Even worse, central bank actions, starting with doing as much as possible to preserve status quo ante, meaning banks, at the expense of taxpayers and borrowers who were hit hard by the crisis, is increasingly producing political instability. As David Llewllyn-Smith pointed out in a recent post:

I see an environment in which Black Swan events become more frequent and more extreme as political event risk overtakes the delicate machinery of financial globalisation:…

The first point to make about asset allocations in this emerging environment is that it is as much higher risk of asymmetric shocks than the decades that preceded it. Thus the strategic narrative for allocations should reflect that risk. In general terms that will mean:

• avoid leveraged and illiquid assets;
• safe haven assets will trade at a premium, and
• cash and cash-like instruments should occupy a much larger percentage allocation than in the past.

Mind you, shocks like the Brexit vote were not “Black Swan” events. Taleb was referring to what Donald Rumsfeld called “unknown unknowns”. But as the Brexit results demonstrated, investors were and remain complacent about political fractures, since they live in 1%/0.1% cocoons. That means those risks are underpriced and asset values can and will move abruptly when the peasants revolt.

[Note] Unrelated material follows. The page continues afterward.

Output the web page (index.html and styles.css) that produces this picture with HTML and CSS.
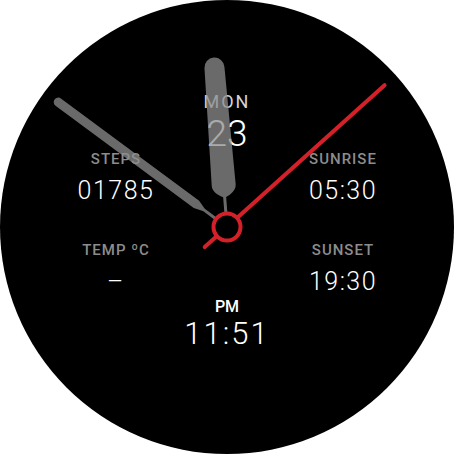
FILE: index.html
```html
<!DOCTYPE html>
<html lang="en">
<head>
  <meta charset="UTF-8" />
  <meta name="viewport" content="width=device-width, initial-scale=1.0"/>
  <title>Watch face</title>
  <link rel="stylesheet" href="styles.css">
</head>
<body>
  <div class="face">
    <div class="date">
      <div class="weekday">MON</div>
      <div class="day">23</div>
    </div>

    <div class="stats">
      <div class="stat">
        <div class="label">STEPS</div>
        <div class="value">01785</div>
      </div>
      <div class="stat">
        <div class="label">SUNRISE</div>
        <div class="value">05:30</div>
      </div>
      <div class="stat">
        <div class="label">TEMP ºC</div>
        <div class="value">–</div>
      </div>
      <div class="stat">
        <div class="label">SUNSET</div>
        <div class="value">19:30</div>
      </div>
    </div>

    <div class="clock">
      <div class="ampm">PM</div>
      <div class="time">11:51</div>
    </div>

    <!-- analog hands over the text -->
    <svg class="hands" viewBox="0 0 454 454" width="454" height="454">
      <g transform="translate(227 227)">
        <g class="hand" transform="rotate(-53.5)">
          <path d="M -4.5,-210 A 4.5 4.5 0 0 1 4.5,-210 L 4.5,-38 L 1.5,-29 L -1.5,-29 L -4.5,-38 Z" />
          <rect x="-1.5" y="-30" width="3" height="19" />
        </g>
        <g class="hand" transform="rotate(-4.5)">
          <path d="M -10,-160 A 10 10 0 0 1 10,-160 L 12,-42 C 12,-36 6,-32 1.5,-30 L -1.5,-30 C -6,-32 -12,-36 -12,-42 Z" />
          <rect x="-1.5" y="-31" width="3" height="20" />
        </g>
        <g transform="rotate(48)">
          <line class="second" x1="0" y1="30" x2="0" y2="-212" />
        </g>
        <circle class="hub" cx="0" cy="0" r="13.5" />
      </g>
    </svg>
  </div>
</body>
</html>
```

FILE: styles.css
```css
html, body {
  margin: 0;
  padding: 0;
  background: #ffffff;
}

.face {
  position: relative;
  width: 454px;
  height: 454px;
  border-radius: 50%;
  background: #000000;
  overflow: hidden;
  display: flex;
  flex-direction: column;
  align-items: center;
  padding-top: 92px;
  box-sizing: border-box;
  font-family: Roboto, "Liberation Sans", sans-serif;
  color: #ffffff;
  text-align: center;
}

.weekday {
  font-size: 18px;
  line-height: 20px;
  letter-spacing: 2px;
  color: #d4d4d4;
}

.day {
  margin-top: 7px;
  font-size: 37px;
  line-height: 30px;
  font-weight: 300;
}

.stats {
  margin-top: 1px;
  display: grid;
  grid-template-columns: 116px 116px;
  column-gap: 111px;
  row-gap: 36px;
  padding-left: 5px;
}

.label {
  font-size: 15px;
  line-height: 18px;
  font-weight: 500;
  letter-spacing: 1px;
  color: #8c8c8c;
}

.value {
  margin-top: 9px;
  font-size: 25px;
  line-height: 28px;
  font-weight: 300;
  letter-spacing: 1.5px;
}

.clock {
  margin-top: 2px;
}

.ampm {
  font-size: 16px;
  line-height: 18px;
  font-weight: 500;
}

.time {
  margin-top: 2px;
  font-size: 31px;
  line-height: 32px;
  font-weight: 300;
  letter-spacing: 2px;
}

.hands {
  position: absolute;
  left: 0;
  top: 0;
  pointer-events: none;
}

.hand {
  fill: #8e8e8e;
  opacity: 0.75;
}

.second {
  stroke: #d42129;
  stroke-width: 4;
  stroke-linecap: round;
}

.hub {
  fill: #000000;
  stroke: #d42129;
  stroke-width: 4;
}
```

But the life insurers’ latest grasping for return looks none too bright even before you allow for political-fracture-induced downsides. From a Bloomberg story late last week:

The largest U.S. banks are constrained by post-2008 rules that make it tougher for them to extend loans. So companies such as MetLife Inc. and American International Group Inc. are grasping more market share. While many insurers have been in the commercial real-estate market for decades, the industry is branching out into home mortgages, small-business lending, car loans, renewable-energy financing and student debt….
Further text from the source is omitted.